One final note about Miller’s 2003 season. He shot 108 three pointers that season easily the most in any season of his career. Those three point attempts represented 12% of Miller’s total shot attempts which is double his career average. He shot 21.3% from three that season which is his career average. So that season his poor three point shooting had the greatest impact on his overall FG% than any season in his career as well.
In the end I really just think it comes down to having WAY to small of a sample size of games with Brand to come to such an emphatic conclusion. This season I simply chalk it all up to natural ebb and flow of an NBA season. Guys get hot and cold , it’s just part of the game.
David Aldridge who I personally like a lot as an NBA guy wrote a very interesting piece on NBA.com where he will be blogging regularly now (bookmark it). He suggests and provides ample reasoning why the 2009 free agent class although not better in franchise-level talent may have a bigger impact on the NBA landscape than the more heralded 2010 free agent class. As well as being more realistic in terms of actually landing a good, but not great player.
One premise: there are only a select group of cities that “really” have a chance to land the likes of LeBron, Wade, Bosh even Amare if he opts out. And those cities do not include Sacramento, Memphis and the like.
David offers more insight and it’s an overall good read.
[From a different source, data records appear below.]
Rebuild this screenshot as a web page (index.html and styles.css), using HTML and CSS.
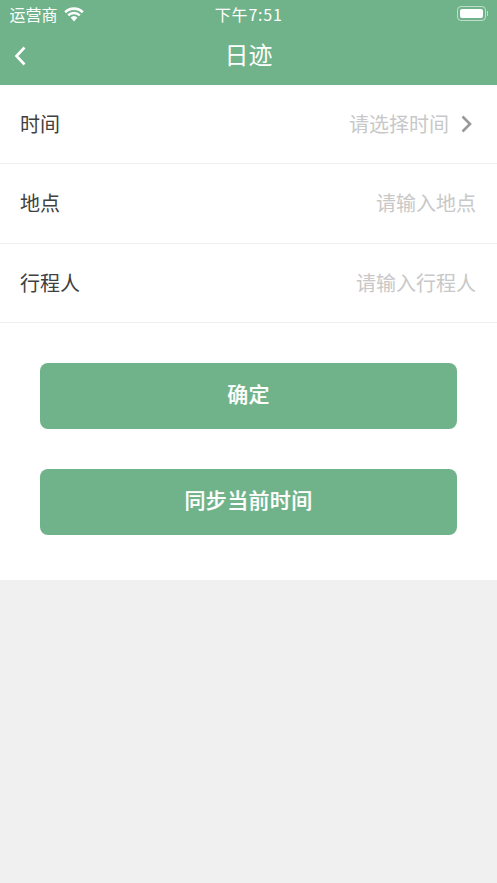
FILE: index.html
```html
<!DOCTYPE html>
<html lang="zh-CN">
<head>
    <meta charset="UTF-8">
    <meta name="viewport" content="width=device-width, initial-scale=1.0">
    <title>日迹</title>
    <link rel="stylesheet" href="styles.css">
</head>
<body>
    <div class="header">
        <div class="status-bar">
            <div class="status-left">
                <span class="carrier">运营商</span>
                <svg class="wifi" width="20" height="15" viewBox="0 0 20 15">
                    <path d="M10 14.4 L6.6 10.6 A5 5 0 0 1 13.4 10.6 Z" fill="#fff"/>
                    <path d="M1.2 5.2 A12.6 12.6 0 0 1 18.8 5.2" fill="none" stroke="#fff" stroke-width="2.6"/>
                    <path d="M4.2 8.3 A8.4 8.4 0 0 1 15.8 8.3" fill="none" stroke="#fff" stroke-width="2.4"/>
                </svg>
            </div>
            <span class="clock">下午7:51</span>
            <div class="battery">
                <div class="battery-body"><div class="battery-level"></div></div>
                <div class="battery-cap"></div>
            </div>
        </div>
        <div class="nav-bar">
            <svg class="back" width="14" height="22" viewBox="0 0 14 22">
                <path d="M11.5 2.5 L3.5 11 L11.5 19.5" fill="none" stroke="#fff" stroke-width="2.6"/>
            </svg>
            <h1 class="nav-title">日迹</h1>
        </div>
    </div>

    <div class="panel">
        <div class="form-row">
            <span class="row-label">时间</span>
            <div class="row-value">
                <span>请选择时间</span>
                <svg class="arrow" width="14" height="20" viewBox="0 0 14 20">
                    <path d="M3.5 2.5 L11 10 L3.5 17.5" fill="none" stroke="#999" stroke-width="2.6"/>
                </svg>
            </div>
        </div>
        <div class="form-row">
            <span class="row-label">地点</span>
            <div class="row-value"><span>请输入地点</span></div>
        </div>
        <div class="form-row">
            <span class="row-label">行程人</span>
            <div class="row-value"><span>请输入行程人</span></div>
        </div>

        <div class="actions">
            <button class="action-button">确定</button>
            <button class="action-button">同步当前时间</button>
        </div>
    </div>
</body>
</html>
```

FILE: styles.css
```css
* {
    box-sizing: border-box;
}
body {
    margin: 0;
    height: 883px;
    overflow: hidden;
    background-color: #f0f0f0;
    font-family: "Noto Sans CJK SC", "Liberation Sans", sans-serif;
    color: #333;
}

/* Encabezado verde */
.header {
    height: 85px;
    background-color: #70b38a;
    color: #fff;
}
.status-bar {
    height: 29px;
    display: flex;
    align-items: center;
    justify-content: space-between;
    padding: 0 9px 1px 9.5px;
}
.status-left {
    width: 165px;
    display: flex;
    align-items: center;
    gap: 6px;
}
.carrier {
    font-size: 16px;
}
.clock {
    font-size: 16px;
    letter-spacing: 0.8px;
}
.battery {
    width: 165px;
    margin-bottom: 1px;
    display: flex;
    align-items: center;
    justify-content: flex-end;
}
.battery-body {
    width: 29px;
    height: 15px;
    padding: 2px;
    border: 1px solid rgba(255, 255, 255, 0.55);
    border-radius: 4px;
}
.battery-level {
    height: 100%;
    background-color: #fff;
    border-radius: 2px;
}
.battery-cap {
    width: 1px;
    height: 5px;
    margin-left: 1px;
    background-color: rgba(255, 255, 255, 0.55);
}
.nav-bar {
    height: 56px;
    padding-bottom: 6px;
    display: flex;
    align-items: center;
    justify-content: center;
    position: relative;
}
.back {
    position: absolute;
    left: 13px;
    top: 16px;
}
.nav-title {
    margin: 0;
    font-size: 24px;
    font-weight: 400;
    line-height: 1;
}

/* Formulario */
.panel {
    height: 495px;
    background-color: #fff;
}
.form-row {
    height: 79.33px;
    padding: 0 21px 1px 20px;
    display: flex;
    align-items: center;
    justify-content: space-between;
    border-bottom: 1px solid #f0f0f0;
}
.row-label {
    font-size: 20px;
    color: #404040;
}
.row-value {
    display: flex;
    align-items: center;
    gap: 10px;
    font-size: 20px;
    color: #c8c8c8;
}
.arrow {
    margin-right: 3px;
}

.actions {
    padding: 40px 40px 0;
    display: flex;
    flex-direction: column;
    gap: 40px;
}
.action-button {
    height: 66px;
    padding: 0 0 5px;
    border: none;
    border-radius: 8px;
    background-color: #70b38a;
    color: #fff;
    font-family: inherit;
    font-size: 21px;
    font-weight: 500;
    letter-spacing: 0.35px;
    -webkit-text-stroke: 0.2px #fff;
}
```
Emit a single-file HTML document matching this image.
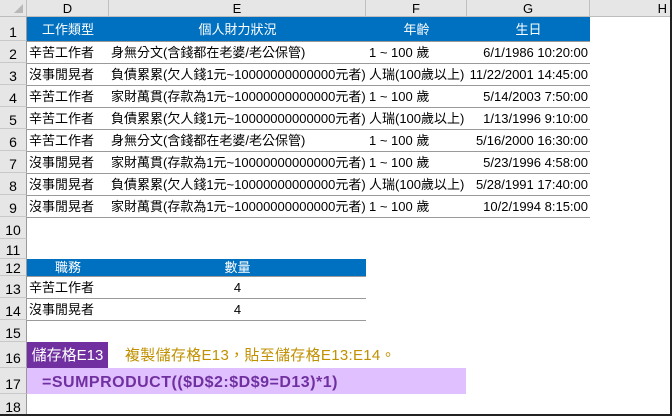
<!DOCTYPE html>
<html><head><meta charset="utf-8"><style>
*{margin:0;padding:0;box-sizing:border-box}
body{width:672px;height:416px;overflow:hidden;background:#fff;position:relative;font-family:"Liberation Sans","Noto Sans CJK TC",sans-serif;font-size:13px;color:#000}
div{position:absolute;white-space:nowrap}
.ch{top:0;height:17px;background:#e6e6e6;border-right:1px solid #c0c0c0;border-bottom:1px solid #bdbdbd;text-align:center;line-height:17px;font-size:13px}
.rh{left:0;width:27px;background:#e6e6e6;border-right:1px solid #9a9a9a;border-bottom:1px solid #c8c8c8;text-align:center;font-size:14px;padding-top:5px}
.hl{height:1px;background:#9a9a9a}
.t{line-height:23px;font-size:13px}
.blue{background:#0070c0;color:#fff}
</style></head><body>
<div class="ch" style="left:0;width:27px"><span style="position:absolute;right:3px;bottom:3px;width:0;height:0;border-left:9px solid transparent;border-bottom:9px solid #b8b8b8"></span></div>
<div class="ch" style="left:27px;width:82px">D</div>
<div class="ch" style="left:109px;width:257px">E</div>
<div class="ch" style="left:366px;width:101px">F</div>
<div class="ch" style="left:467px;width:123px">G</div>
<div class="ch" style="left:590px;width:82px;text-align:right;padding-right:4px">H</div>

<div class="rh" style="top:17px;height:24px;padding-top:7px">1</div>
<div class="rh" style="top:41px;height:22px">2</div>
<div class="rh" style="top:63px;height:22px">3</div>
<div class="rh" style="top:85px;height:22px">4</div>
<div class="rh" style="top:107px;height:22px">5</div>
<div class="rh" style="top:129px;height:22px">6</div>
<div class="rh" style="top:151px;height:22px">7</div>
<div class="rh" style="top:173px;height:22px">8</div>
<div class="rh" style="top:195px;height:22px">9</div>
<div class="rh" style="top:217px;height:22px">10</div>
<div class="rh" style="top:239px;height:20px;padding-top:3px">11</div>
<div class="rh" style="top:259px;height:17px;padding-top:1px">12</div>
<div class="rh" style="top:276px;height:22px">13</div>
<div class="rh" style="top:298px;height:22px">14</div>
<div class="rh" style="top:320px;height:22px">15</div>
<div class="rh" style="top:342px;height:26px;padding-top:8px">16</div>
<div class="rh" style="top:368px;height:26px;padding-top:8px">17</div>
<div class="rh" style="top:394px;height:22px">18</div>

<div class="blue" style="left:27px;top:17px;width:563px;height:24px"></div>
<div style="left:27px;top:17px;width:82px;color:#fff;text-align:center;line-height:25px">工作類型</div>
<div style="left:109px;top:17px;width:257px;color:#fff;text-align:center;line-height:25px">個人財力狀況</div>
<div style="left:366px;top:17px;width:101px;color:#fff;text-align:center;line-height:25px">年齡</div>
<div style="left:467px;top:17px;width:123px;color:#fff;text-align:center;line-height:25px">生日</div>

<div class="hl" style="left:27px;top:41px;width:563px"></div>
<div class="hl" style="left:27px;top:63px;width:563px"></div>
<div class="hl" style="left:27px;top:85px;width:563px"></div>
<div class="hl" style="left:27px;top:107px;width:563px"></div>
<div class="hl" style="left:27px;top:129px;width:563px"></div>
<div class="hl" style="left:27px;top:151px;width:563px"></div>
<div class="hl" style="left:27px;top:173px;width:563px"></div>
<div class="hl" style="left:27px;top:195px;width:563px"></div>
<div class="hl" style="left:27px;top:217px;width:563px"></div>

<div class="t" style="left:29px;top:41px">辛苦工作者</div><div class="t" style="left:111px;top:41px">身無分文(含錢都在老婆/老公保管)</div><div class="t" style="left:369px;top:41px">1 ~ 100 歲</div><div class="t" style="left:467px;top:41px;width:121px;text-align:right">6/1/1986 10:20:00</div>
<div class="t" style="left:29px;top:63px">沒事閒晃者</div><div class="t" style="left:111px;top:63px">負債累累(欠人錢1元~10000000000000元者)</div><div class="t" style="left:369px;top:63px">人瑞(100歲以上)</div><div class="t" style="left:467px;top:63px;width:121px;text-align:right">11/22/2001 14:45:00</div>
<div class="t" style="left:29px;top:85px">辛苦工作者</div><div class="t" style="left:111px;top:85px">家財萬貫(存款為1元~10000000000000元者)</div><div class="t" style="left:369px;top:85px">1 ~ 100 歲</div><div class="t" style="left:467px;top:85px;width:121px;text-align:right">5/14/2003 7:50:00</div>
<div class="t" style="left:29px;top:107px">辛苦工作者</div><div class="t" style="left:111px;top:107px">負債累累(欠人錢1元~10000000000000元者)</div><div class="t" style="left:369px;top:107px">人瑞(100歲以上)</div><div class="t" style="left:467px;top:107px;width:121px;text-align:right">1/13/1996 9:10:00</div>
<div class="t" style="left:29px;top:129px">辛苦工作者</div><div class="t" style="left:111px;top:129px">身無分文(含錢都在老婆/老公保管)</div><div class="t" style="left:369px;top:129px">1 ~ 100 歲</div><div class="t" style="left:467px;top:129px;width:121px;text-align:right">5/16/2000 16:30:00</div>
<div class="t" style="left:29px;top:151px">沒事閒晃者</div><div class="t" style="left:111px;top:151px">家財萬貫(存款為1元~10000000000000元者)</div><div class="t" style="left:369px;top:151px">1 ~ 100 歲</div><div class="t" style="left:467px;top:151px;width:121px;text-align:right">5/23/1996 4:58:00</div>
<div class="t" style="left:29px;top:173px">沒事閒晃者</div><div class="t" style="left:111px;top:173px">負債累累(欠人錢1元~10000000000000元者)</div><div class="t" style="left:369px;top:173px">人瑞(100歲以上)</div><div class="t" style="left:467px;top:173px;width:121px;text-align:right">5/28/1991 17:40:00</div>
<div class="t" style="left:29px;top:195px">沒事閒晃者</div><div class="t" style="left:111px;top:195px">家財萬貫(存款為1元~10000000000000元者)</div><div class="t" style="left:369px;top:195px">1 ~ 100 歲</div><div class="t" style="left:467px;top:195px;width:121px;text-align:right">10/2/1994 8:15:00</div>

<div class="blue" style="left:27px;top:259px;width:339px;height:17px"></div>
<div style="left:27px;top:259px;width:82px;color:#fff;text-align:center;line-height:18px">職務</div>
<div style="left:109px;top:259px;width:257px;color:#fff;text-align:center;line-height:18px">數量</div>
<div class="hl" style="left:27px;top:276px;width:339px"></div>
<div class="hl" style="left:27px;top:298px;width:339px"></div>
<div class="hl" style="left:27px;top:320px;width:339px"></div>
<div class="t" style="left:29px;top:276px">辛苦工作者</div><div class="t" style="left:109px;top:276px;width:257px;text-align:center">4</div>
<div class="t" style="left:29px;top:298px">沒事閒晃者</div><div class="t" style="left:109px;top:298px;width:257px;text-align:center">4</div>

<div style="left:27px;top:342px;width:81px;height:26px;background:#7030a0;color:#fff;font-size:15px;line-height:28px;text-align:center">儲存格E13</div>
<div style="left:125px;top:342px;line-height:28px;color:#c09000;font-size:15px;letter-spacing:0.3px">複製儲存格E13，貼至儲存格E13:E14。</div>
<div style="left:27px;top:368px;width:439px;height:26px;background:#e0c0ff;color:#7030a0;font-weight:bold;font-size:16px;line-height:29px;padding-left:15px;letter-spacing:0.5px">=SUMPRODUCT(($D$2:$D$9=D13)*1)</div>

<div style="left:670px;top:0;width:2px;height:416px;background:#222"></div>
<div style="left:0;top:414px;width:672px;height:2px;background:#222"></div>
</body></html>
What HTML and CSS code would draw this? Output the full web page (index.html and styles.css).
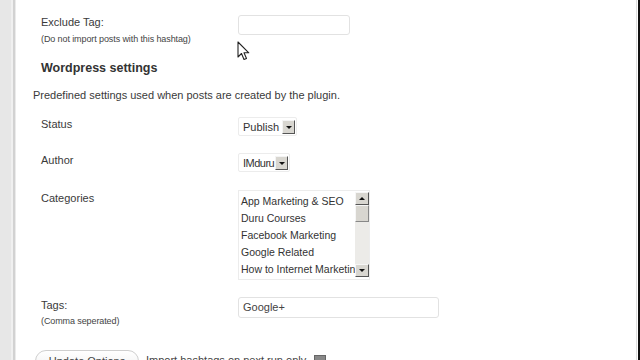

What does it mean for the Sixers if anything?
That’s all I got for tonight, but there should be plenty food for thought to keep the discussion until Portland comes to town. You’ll notice with my link posts I don’t just give you the link. I gotta add my 2 cents because, well it’s my blog and that’s how it should be.
If you like these kinds of post let me know and I will make sure we do them more often.